Суть излагаемой антрополого-диалогической научно-исследовательской программы как раз и состоит в том, чтобы «расколдовать» (М. Вебер) или «деконструировать» (Ж. Деррида) социальный (и правовой) мир, разглядеть скрывающийся за кажущейся объективностью социальных (и правовых) институтов механизм их социального конструирования. Поэтому конституция, законодательство, органы государственной власти, правовые обычаи — не догмы, а объекты научной критики, производимой для их совершенствования, результаты нормотворчества человека, обусловленного историческим и социокультурным контекстом (оказывающим на него обратное воздействие), зафиксированного в знаково-символической форме и реализуемого в правопорядке.

С этой точки зрения, право представляет собой единство и различие, т. е. диалог уникального (конкретного, фактического взаимодействия — правоотношения, в котором существует субъективное право) и типичного, повторяющегося (объективной нормы права). Проблему соединения (и разъединения) «экспрессии» (А. Н. Уайтхед) отдельной личности и социального института, бытие которого объективно, так как проявляется в типизированных взаимодействиях (и приобретающее вследствие этого представление «естественности»), можно назвать «основным вопросом социальной философии» и, соответственно, «основным вопросом философии права», если речь идет о правовых, юридически значимых взаимодействиях. Ее решение, с диалогической точки зрения, состоит в том, что правовой институт — это определенные связи между правовыми статусами, которые реализуются в конкретных взаимодействиях персонифицированных субъектов — людей. Институт — потенциальный набор возможного поведения — существует только в реальном, фактическом поведении (хотя в каждом данном взаимодействии он реализуется не полностью).

Именно эта взаимообусловленность уникального и типичного позволяет прояснить проблему как объективности права, так и его изменчивости, вносимой «субъективным фактором». Внесение изменения в существующий правопорядок, условно говоря, включает две стадии.
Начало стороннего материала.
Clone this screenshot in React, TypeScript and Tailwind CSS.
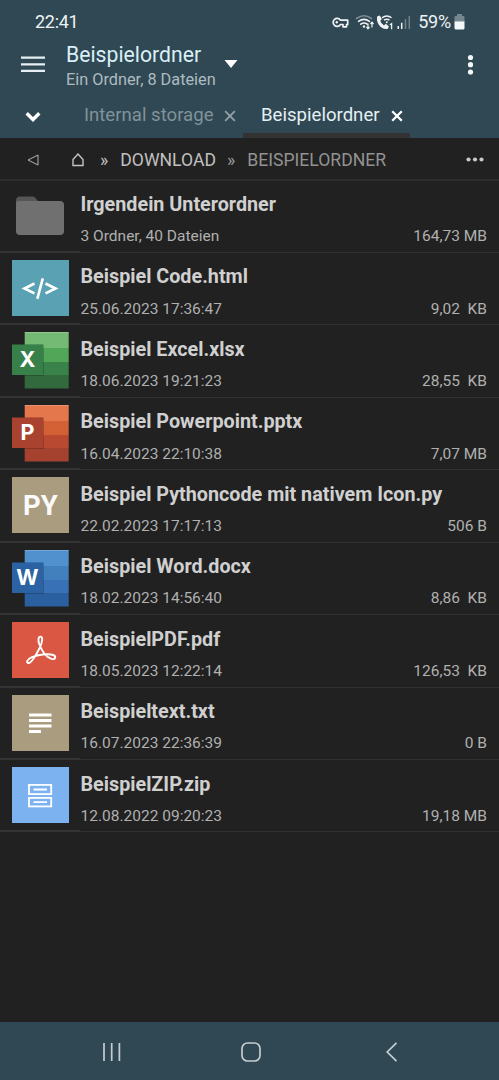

На первой стадии правящая элита (или референтная группа, если речь идет о формировании нового правового обычая) в соответствии с процессуальным законодательством разрабатывает и принимает новый нормативно-правовой (например) акт. Для этого должны быть некоторые причины как объективного, так и субъективного плана: должны произойти некоторые изменения в обществе, которые оцениваются элитой в качестве нежелательных, вызывающих как минимум чувство обеспокоенности. Это и побуждает предложить инновацию применительно к действующему правопорядку.

Обнаружить единственную причину формирования инновативного образца правового института в принципе невозможно. В основе такой инновативной, креативной деятельности (представители социального конструктивизма называют ее экстернализацией) лежит сложная конфигурация общественных отношений, вызывающая неудовлетворенность как у элиты, так и у широкой общественности (чаще всего элита откликается на имплицитный, неартикулированный «запрос» или «заказ» народных масс), которая предшествует реформе. Вместе с тем индивидуальные артикуляции (термин предложили Э. Лакло и Ш. Муфф) и действия никогда не бывают точными копиями сложившегося образца; они, исходя из изменяющегося контекста, постоянно видоизменяют его сперва в рамках допустимого «люфта», а затем могут трансформировать в новый институт. Эта потенциальная изменчивость любой устойчивой структуры (института) обусловлена тем, что всякий знак (следовательно, и всякий институт как совокупность знаков с семиотической точки зрения) не имеет однозначного объективного значения[788]. Социальная практика, оперирующая знаками, переопределяет их значения как в рамках структуры, так и выходя за ее границы и создавая тем самым новую структуру. Таким образом формируется представление об объективности социальной структуры (института), ее естественности. Однако так понимаемая объективность — это исторический результат политических процессов и борьбы за гегемонию навязывания своего символического видения мира. Объективность, как утверждает Э. Лакло, — это маскировка изменчивости, сокрытие альтернативных возможностей иных значений[789].

В результате инновационной деятельности принимается новый нормативно-правовой акт или складывается обычай (сначала среди узкой группы его адептов). Однако принятие закона, как и формирование «локального» обычая, еще не гарантирует его превращение в действующее право, его вхождение в реальный правопорядок. Для этого требуется легитимация этого нововведения широкими народными массами — содержание второй стадии. Именно за народом остается окончательное слово в вопросе о том, будет ли отобрана историей соответствующая правовая инновация.

Предложенная концепция диалогической антропологии права, безусловно, не завершенная теория, а программа исследований правовой реальности, нуждающаяся в дальнейшей разработке.